:: Goal ::
Quote the listing in full, exactly as given, minus any pictures.

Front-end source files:
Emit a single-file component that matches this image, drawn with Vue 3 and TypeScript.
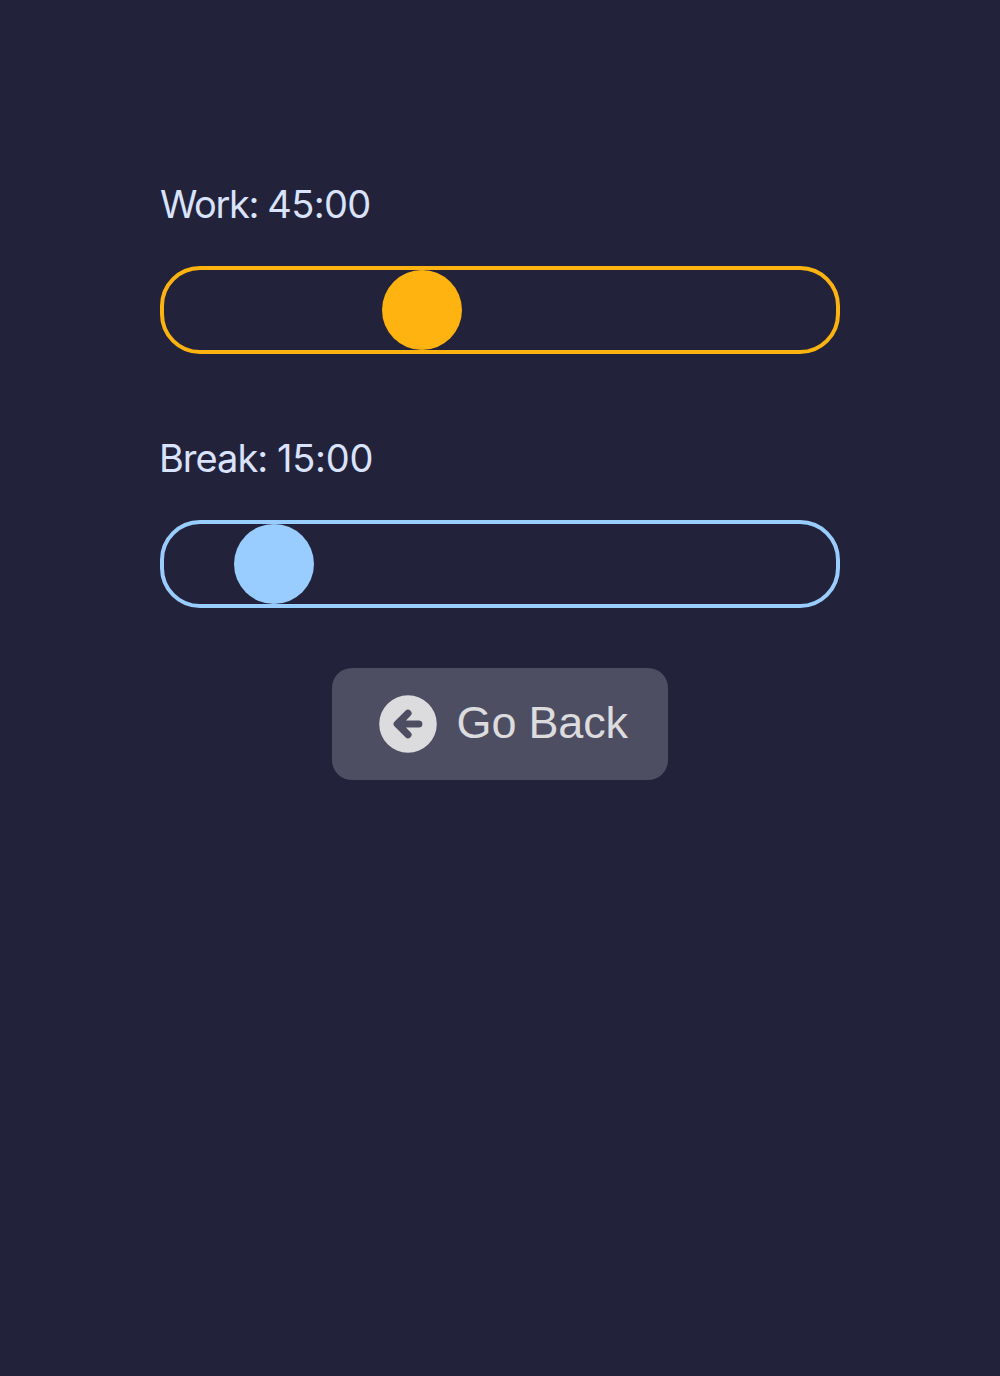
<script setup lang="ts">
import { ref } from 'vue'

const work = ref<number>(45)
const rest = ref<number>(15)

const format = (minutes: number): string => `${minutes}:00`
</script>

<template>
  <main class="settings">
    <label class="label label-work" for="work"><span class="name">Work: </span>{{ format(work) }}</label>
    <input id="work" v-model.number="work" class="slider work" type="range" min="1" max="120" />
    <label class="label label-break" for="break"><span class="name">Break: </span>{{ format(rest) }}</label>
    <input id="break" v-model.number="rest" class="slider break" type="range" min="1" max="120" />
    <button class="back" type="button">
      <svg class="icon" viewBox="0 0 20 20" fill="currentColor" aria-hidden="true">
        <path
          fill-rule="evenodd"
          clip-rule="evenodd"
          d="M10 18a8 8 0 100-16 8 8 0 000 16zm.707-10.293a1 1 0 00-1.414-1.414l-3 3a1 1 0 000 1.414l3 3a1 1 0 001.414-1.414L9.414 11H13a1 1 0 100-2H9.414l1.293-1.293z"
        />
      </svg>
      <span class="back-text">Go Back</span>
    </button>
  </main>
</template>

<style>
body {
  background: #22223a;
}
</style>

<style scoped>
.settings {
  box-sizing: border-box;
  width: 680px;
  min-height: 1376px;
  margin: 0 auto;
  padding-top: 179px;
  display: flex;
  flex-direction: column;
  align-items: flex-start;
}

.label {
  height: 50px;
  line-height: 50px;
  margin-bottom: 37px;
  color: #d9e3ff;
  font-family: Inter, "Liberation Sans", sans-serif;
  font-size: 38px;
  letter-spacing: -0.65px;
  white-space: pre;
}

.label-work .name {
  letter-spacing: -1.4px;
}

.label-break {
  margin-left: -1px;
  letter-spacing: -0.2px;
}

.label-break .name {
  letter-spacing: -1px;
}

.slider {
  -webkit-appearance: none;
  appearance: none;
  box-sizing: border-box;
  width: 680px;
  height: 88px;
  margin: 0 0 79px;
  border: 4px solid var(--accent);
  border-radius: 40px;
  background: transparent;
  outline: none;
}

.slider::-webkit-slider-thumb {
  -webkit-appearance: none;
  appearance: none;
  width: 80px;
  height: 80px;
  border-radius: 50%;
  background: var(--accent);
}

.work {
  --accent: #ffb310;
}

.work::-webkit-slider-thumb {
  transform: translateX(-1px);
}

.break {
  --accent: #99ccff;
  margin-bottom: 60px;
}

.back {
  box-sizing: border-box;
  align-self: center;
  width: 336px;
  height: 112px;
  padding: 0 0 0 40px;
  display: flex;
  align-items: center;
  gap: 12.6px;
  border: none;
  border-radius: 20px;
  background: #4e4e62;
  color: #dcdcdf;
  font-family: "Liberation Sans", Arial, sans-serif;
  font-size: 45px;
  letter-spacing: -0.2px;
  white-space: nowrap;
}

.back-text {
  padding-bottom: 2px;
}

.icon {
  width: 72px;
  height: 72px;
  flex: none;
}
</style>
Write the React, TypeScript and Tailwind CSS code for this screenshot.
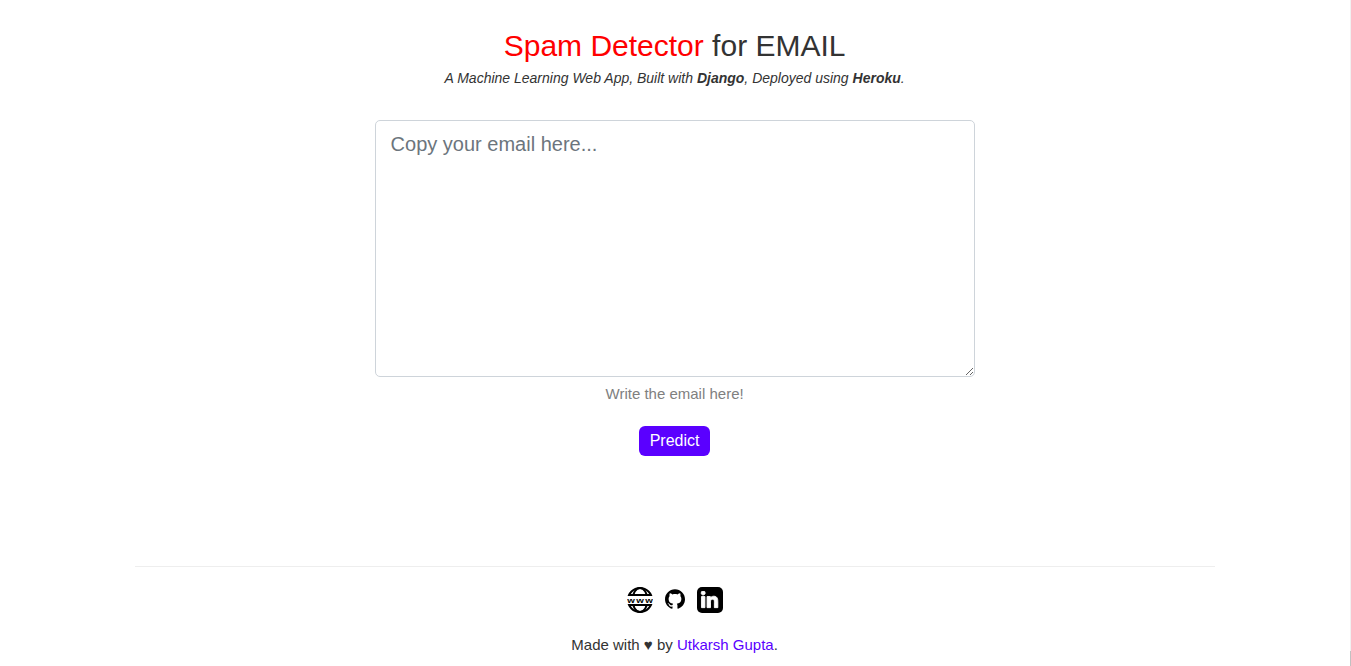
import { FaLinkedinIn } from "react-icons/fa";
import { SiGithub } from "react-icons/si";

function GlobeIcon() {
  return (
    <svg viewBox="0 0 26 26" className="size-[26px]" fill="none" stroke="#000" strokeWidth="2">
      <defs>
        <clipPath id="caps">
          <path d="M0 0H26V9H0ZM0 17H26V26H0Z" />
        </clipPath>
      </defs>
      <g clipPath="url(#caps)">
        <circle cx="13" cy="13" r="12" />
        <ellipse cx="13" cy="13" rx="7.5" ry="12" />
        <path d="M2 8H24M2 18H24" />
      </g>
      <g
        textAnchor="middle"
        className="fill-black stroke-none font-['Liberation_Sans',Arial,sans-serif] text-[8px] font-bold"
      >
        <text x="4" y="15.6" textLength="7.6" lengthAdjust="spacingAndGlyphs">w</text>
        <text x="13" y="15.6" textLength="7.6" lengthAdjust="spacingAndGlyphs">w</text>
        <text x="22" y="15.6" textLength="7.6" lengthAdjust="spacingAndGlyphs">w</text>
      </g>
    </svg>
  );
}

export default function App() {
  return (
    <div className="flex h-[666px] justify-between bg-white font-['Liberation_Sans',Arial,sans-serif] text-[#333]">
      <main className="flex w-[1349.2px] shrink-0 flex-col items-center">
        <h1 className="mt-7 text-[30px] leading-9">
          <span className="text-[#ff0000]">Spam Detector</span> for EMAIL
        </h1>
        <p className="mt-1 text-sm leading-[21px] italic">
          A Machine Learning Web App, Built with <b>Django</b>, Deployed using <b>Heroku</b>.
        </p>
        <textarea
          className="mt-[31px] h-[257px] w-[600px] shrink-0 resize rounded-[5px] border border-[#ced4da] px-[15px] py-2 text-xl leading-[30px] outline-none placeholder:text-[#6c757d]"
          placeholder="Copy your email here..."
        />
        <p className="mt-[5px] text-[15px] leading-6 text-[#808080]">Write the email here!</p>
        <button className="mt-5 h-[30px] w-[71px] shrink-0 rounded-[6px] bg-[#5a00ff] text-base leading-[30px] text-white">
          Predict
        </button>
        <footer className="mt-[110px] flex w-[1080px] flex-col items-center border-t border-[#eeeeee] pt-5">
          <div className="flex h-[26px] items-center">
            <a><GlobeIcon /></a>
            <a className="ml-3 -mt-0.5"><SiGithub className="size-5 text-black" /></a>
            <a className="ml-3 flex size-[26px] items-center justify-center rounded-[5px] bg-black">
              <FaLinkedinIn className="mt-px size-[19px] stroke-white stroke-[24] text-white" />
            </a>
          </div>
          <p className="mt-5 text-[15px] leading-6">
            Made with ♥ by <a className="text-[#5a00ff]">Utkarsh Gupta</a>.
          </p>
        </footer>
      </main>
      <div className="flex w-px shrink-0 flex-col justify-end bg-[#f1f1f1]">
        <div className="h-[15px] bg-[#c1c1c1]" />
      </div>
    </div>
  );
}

:: Response to this task ::
Emit a single-file component that matches this image, drawn with Vue 3 and TypeScript.
<script setup lang="ts">
import { ref } from 'vue'

const work = ref<number>(45)
const rest = ref<number>(15)

const format = (minutes: number): string => `${minutes}:00`
</script>

<template>
  <main class="settings">
    <label class="label label-work" for="work"><span class="name">Work: </span>{{ format(work) }}</label>
    <input id="work" v-model.number="work" class="slider work" type="range" min="1" max="120" />
    <label class="label label-break" for="break"><span class="name">Break: </span>{{ format(rest) }}</label>
    <input id="break" v-model.number="rest" class="slider break" type="range" min="1" max="120" />
    <button class="back" type="button">
      <svg class="icon" viewBox="0 0 20 20" fill="currentColor" aria-hidden="true">
        <path
          fill-rule="evenodd"
          clip-rule="evenodd"
          d="M10 18a8 8 0 100-16 8 8 0 000 16zm.707-10.293a1 1 0 00-1.414-1.414l-3 3a1 1 0 000 1.414l3 3a1 1 0 001.414-1.414L9.414 11H13a1 1 0 100-2H9.414l1.293-1.293z"
        />
      </svg>
      <span class="back-text">Go Back</span>
    </button>
  </main>
</template>

<style>
body {
  background: #22223a;
}
</style>

<style scoped>
.settings {
  box-sizing: border-box;
  width: 680px;
  min-height: 1376px;
  margin: 0 auto;
  padding-top: 179px;
  display: flex;
  flex-direction: column;
  align-items: flex-start;
}

.label {
  height: 50px;
  line-height: 50px;
  margin-bottom: 37px;
  color: #d9e3ff;
  font-family: Inter, "Liberation Sans", sans-serif;
  font-size: 38px;
  letter-spacing: -0.65px;
  white-space: pre;
}

.label-work .name {
  letter-spacing: -1.4px;
}

.label-break {
  margin-left: -1px;
  letter-spacing: -0.2px;
}

.label-break .name {
  letter-spacing: -1px;
}

.slider {
  -webkit-appearance: none;
  appearance: none;
  box-sizing: border-box;
  width: 680px;
  height: 88px;
  margin: 0 0 79px;
  border: 4px solid var(--accent);
  border-radius: 40px;
  background: transparent;
  outline: none;
}

.slider::-webkit-slider-thumb {
  -webkit-appearance: none;
  appearance: none;
  width: 80px;
  height: 80px;
  border-radius: 50%;
  background: var(--accent);
}

.work {
  --accent: #ffb310;
}

.work::-webkit-slider-thumb {
  transform: translateX(-1px);
}

.break {
  --accent: #99ccff;
  margin-bottom: 60px;
}

.back {
  box-sizing: border-box;
  align-self: center;
  width: 336px;
  height: 112px;
  padding: 0 0 0 40px;
  display: flex;
  align-items: center;
  gap: 12.6px;
  border: none;
  border-radius: 20px;
  background: #4e4e62;
  color: #dcdcdf;
  font-family: "Liberation Sans", Arial, sans-serif;
  font-size: 45px;
  letter-spacing: -0.2px;
  white-space: nowrap;
}

.back-text {
  padding-bottom: 2px;
}

.icon {
  width: 72px;
  height: 72px;
  flex: none;
}
</style>
Write the React, TypeScript and Tailwind CSS code for this screenshot.
import { FaLinkedinIn } from "react-icons/fa";
import { SiGithub } from "react-icons/si";

function GlobeIcon() {
  return (
    <svg viewBox="0 0 26 26" className="size-[26px]" fill="none" stroke="#000" strokeWidth="2">
      <defs>
        <clipPath id="caps">
          <path d="M0 0H26V9H0ZM0 17H26V26H0Z" />
        </clipPath>
      </defs>
      <g clipPath="url(#caps)">
        <circle cx="13" cy="13" r="12" />
        <ellipse cx="13" cy="13" rx="7.5" ry="12" />
        <path d="M2 8H24M2 18H24" />
      </g>
      <g
        textAnchor="middle"
        className="fill-black stroke-none font-['Liberation_Sans',Arial,sans-serif] text-[8px] font-bold"
      >
        <text x="4" y="15.6" textLength="7.6" lengthAdjust="spacingAndGlyphs">w</text>
        <text x="13" y="15.6" textLength="7.6" lengthAdjust="spacingAndGlyphs">w</text>
        <text x="22" y="15.6" textLength="7.6" lengthAdjust="spacingAndGlyphs">w</text>
      </g>
    </svg>
  );
}

export default function App() {
  return (
    <div className="flex h-[666px] justify-between bg-white font-['Liberation_Sans',Arial,sans-serif] text-[#333]">
      <main className="flex w-[1349.2px] shrink-0 flex-col items-center">
        <h1 className="mt-7 text-[30px] leading-9">
          <span className="text-[#ff0000]">Spam Detector</span> for EMAIL
        </h1>
        <p className="mt-1 text-sm leading-[21px] italic">
          A Machine Learning Web App, Built with <b>Django</b>, Deployed using <b>Heroku</b>.
        </p>
        <textarea
          className="mt-[31px] h-[257px] w-[600px] shrink-0 resize rounded-[5px] border border-[#ced4da] px-[15px] py-2 text-xl leading-[30px] outline-none placeholder:text-[#6c757d]"
          placeholder="Copy your email here..."
        />
        <p className="mt-[5px] text-[15px] leading-6 text-[#808080]">Write the email here!</p>
        <button className="mt-5 h-[30px] w-[71px] shrink-0 rounded-[6px] bg-[#5a00ff] text-base leading-[30px] text-white">
          Predict
        </button>
        <footer className="mt-[110px] flex w-[1080px] flex-col items-center border-t border-[#eeeeee] pt-5">
          <div className="flex h-[26px] items-center">
            <a><GlobeIcon /></a>
            <a className="ml-3 -mt-0.5"><SiGithub className="size-5 text-black" /></a>
            <a className="ml-3 flex size-[26px] items-center justify-center rounded-[5px] bg-black">
              <FaLinkedinIn className="mt-px size-[19px] stroke-white stroke-[24] text-white" />
            </a>
          </div>
          <p className="mt-5 text-[15px] leading-6">
            Made with ♥ by <a className="text-[#5a00ff]">Utkarsh Gupta</a>.
          </p>
        </footer>
      </main>
      <div className="flex w-px shrink-0 flex-col justify-end bg-[#f1f1f1]">
        <div className="h-[15px] bg-[#c1c1c1]" />
      </div>
    </div>
  );
}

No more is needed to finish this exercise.